Supplied data
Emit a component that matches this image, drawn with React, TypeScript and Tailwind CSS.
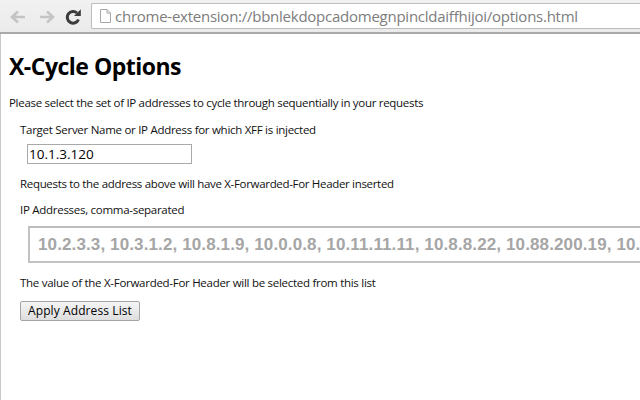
export default function App() {
  const f = { fontFamily: '"Open Sans", sans-serif' };
  return (
    <div className="h-[400px] w-[640px] overflow-hidden bg-white flex flex-col font-['Open_Sans',sans-serif]" style={f}>
      <div className="h-[34px] shrink-0 flex items-start border-b-2 border-[#a9a9a9] bg-gradient-to-b from-[#f1f1f1] to-[#ebebeb]">
        <div className="flex items-center h-[33px] pl-[9px] w-[91px] shrink-0">
          <svg width="18" height="18" viewBox="0 0 18 18" className="mr-[10px]">
            <path d="M16 9H4M9 3.500 3 9l6 5.500" fill="none" stroke="#c4c4c4" strokeWidth="2.600" />
          </svg>
          <svg width="18" height="18" viewBox="0 0 18 18" className="mr-[9px] ml-[1px]">
            <path d="M2 9h12M9 3.500 15 9l-6 5.500" fill="none" stroke="#c4c4c4" strokeWidth="2.600" />
          </svg>
          <svg width="16" height="16" viewBox="0 0 16 16">
            <path d="M13.500 10.500A5.800 5.800 0 1 1 12 4" fill="none" stroke="#3c3c3c" strokeWidth="3" />
            <path d="M9 7H15.800V0.200Z" fill="#3c3c3c" />
          </svg>
        </div>
        <div className="mt-[3px] h-[26px] flex-1 flex items-center bg-white border border-[#bdbdbd] border-r-0 rounded-l-[2px] pl-[6px]">
          <svg width="13" height="16" viewBox="0 0 13 16" className="mr-[3px] shrink-0 ml-[1px]">
            <path d="M1.500 1.500h6.500l3.500 3.500v9.500h-10zM8 1.500v3.500h3.500" fill="#fff" stroke="#a8a8a8" />
          </svg>
          <span className="text-[15px] leading-none text-[#7d7d7d] whitespace-nowrap tracking-[-0.25px]">chrome-extension://bbnlekdopcadomegnpincldaiffhijoi/options.html</span>
        </div>
      </div>
      <div className="flex-1 border-l border-[#c8c8c8] pl-2 text-[11.5px] text-[#111] overflow-hidden">
        <h1 className="mt-[16px] text-[23px] leading-[32px] font-bold text-black tracking-[-0.5px]">X-Cycle Options</h1>
        <p className="mt-[13px] leading-[16px] tracking-[-0.3px]">Please select the set of IP addresses to cycle through sequentially in your requests</p>
        <div className="pl-[11px]">
          <p className="mt-[11px] leading-[16px] tracking-[-0.28px]">Target Server Name or IP Address for which XFF is injected</p>
          <input readOnly value="10.1.3.120" className="block mt-[6px] ml-[7px] w-[165px] h-[20px] border border-[#a9a9a9] px-[1px] text-[13.5px] text-black outline-none" />
          <p className="mt-[12px] leading-[16px] tracking-[-0.32px]">Requests to the address above will have X-Forwarded-For Header inserted</p>
          <p className="mt-[10px] leading-[16px] tracking-[-0.28px]">IP Addresses, comma-separated</p>
          <div className="mt-[8px] ml-[8px] w-[700px] h-[37px] border-2 border-[#c2c2c2] border-t-[#bdbdbd] flex items-center pl-[8px] whitespace-nowrap overflow-hidden">
            <span className="font-['Liberation_Sans',sans-serif] font-bold text-[17px] text-[#a6a6a6] tracking-[0.12px]">10.2.3.3, 10.3.1.2, 10.8.1.9, 10.0.0.8, 10.11.11.11, 10.8.8.22, 10.88.200.19, 10.</span>
          </div>
          <p className="mt-[12px] leading-[16px] tracking-[-0.28px]">The value of the X-Forwarded-For Header will be selected from this list</p>
          <button className="block mt-[10px] w-[120px] h-[20px] border border-[#a5a5a5] rounded-[2px] bg-gradient-to-b from-[#f5f5f5] to-[#dedede] text-[12px] leading-none text-black tracking-[0.1px]">Apply Address List</button>
        </div>
      </div>
    </div>
  );
}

Directive
Reproduce the material in full, word for word, and omit the pictures.

Final result
Emit a component that matches this image, drawn with React, TypeScript and Tailwind CSS.
export default function App() {
  const f = { fontFamily: '"Open Sans", sans-serif' };
  return (
    <div className="h-[400px] w-[640px] overflow-hidden bg-white flex flex-col font-['Open_Sans',sans-serif]" style={f}>
      <div className="h-[34px] shrink-0 flex items-start border-b-2 border-[#a9a9a9] bg-gradient-to-b from-[#f1f1f1] to-[#ebebeb]">
        <div className="flex items-center h-[33px] pl-[9px] w-[91px] shrink-0">
          <svg width="18" height="18" viewBox="0 0 18 18" className="mr-[10px]">
            <path d="M16 9H4M9 3.500 3 9l6 5.500" fill="none" stroke="#c4c4c4" strokeWidth="2.600" />
          </svg>
          <svg width="18" height="18" viewBox="0 0 18 18" className="mr-[9px] ml-[1px]">
            <path d="M2 9h12M9 3.500 15 9l-6 5.500" fill="none" stroke="#c4c4c4" strokeWidth="2.600" />
          </svg>
          <svg width="16" height="16" viewBox="0 0 16 16">
            <path d="M13.500 10.500A5.800 5.800 0 1 1 12 4" fill="none" stroke="#3c3c3c" strokeWidth="3" />
            <path d="M9 7H15.800V0.200Z" fill="#3c3c3c" />
          </svg>
        </div>
        <div className="mt-[3px] h-[26px] flex-1 flex items-center bg-white border border-[#bdbdbd] border-r-0 rounded-l-[2px] pl-[6px]">
          <svg width="13" height="16" viewBox="0 0 13 16" className="mr-[3px] shrink-0 ml-[1px]">
            <path d="M1.500 1.500h6.500l3.500 3.500v9.500h-10zM8 1.500v3.500h3.500" fill="#fff" stroke="#a8a8a8" />
          </svg>
          <span className="text-[15px] leading-none text-[#7d7d7d] whitespace-nowrap tracking-[-0.25px]">chrome-extension://bbnlekdopcadomegnpincldaiffhijoi/options.html</span>
        </div>
      </div>
      <div className="flex-1 border-l border-[#c8c8c8] pl-2 text-[11.5px] text-[#111] overflow-hidden">
        <h1 className="mt-[16px] text-[23px] leading-[32px] font-bold text-black tracking-[-0.5px]">X-Cycle Options</h1>
        <p className="mt-[13px] leading-[16px] tracking-[-0.3px]">Please select the set of IP addresses to cycle through sequentially in your requests</p>
        <div className="pl-[11px]">
          <p className="mt-[11px] leading-[16px] tracking-[-0.28px]">Target Server Name or IP Address for which XFF is injected</p>
          <input readOnly value="10.1.3.120" className="block mt-[6px] ml-[7px] w-[165px] h-[20px] border border-[#a9a9a9] px-[1px] text-[13.5px] text-black outline-none" />
          <p className="mt-[12px] leading-[16px] tracking-[-0.32px]">Requests to the address above will have X-Forwarded-For Header inserted</p>
          <p className="mt-[10px] leading-[16px] tracking-[-0.28px]">IP Addresses, comma-separated</p>
          <div className="mt-[8px] ml-[8px] w-[700px] h-[37px] border-2 border-[#c2c2c2] border-t-[#bdbdbd] flex items-center pl-[8px] whitespace-nowrap overflow-hidden">
            <span className="font-['Liberation_Sans',sans-serif] font-bold text-[17px] text-[#a6a6a6] tracking-[0.12px]">10.2.3.3, 10.3.1.2, 10.8.1.9, 10.0.0.8, 10.11.11.11, 10.8.8.22, 10.88.200.19, 10.</span>
          </div>
          <p className="mt-[12px] leading-[16px] tracking-[-0.28px]">The value of the X-Forwarded-For Header will be selected from this list</p>
          <button className="block mt-[10px] w-[120px] h-[20px] border border-[#a5a5a5] rounded-[2px] bg-gradient-to-b from-[#f5f5f5] to-[#dedede] text-[12px] leading-none text-black tracking-[0.1px]">Apply Address List</button>
        </div>
      </div>
    </div>
  );
}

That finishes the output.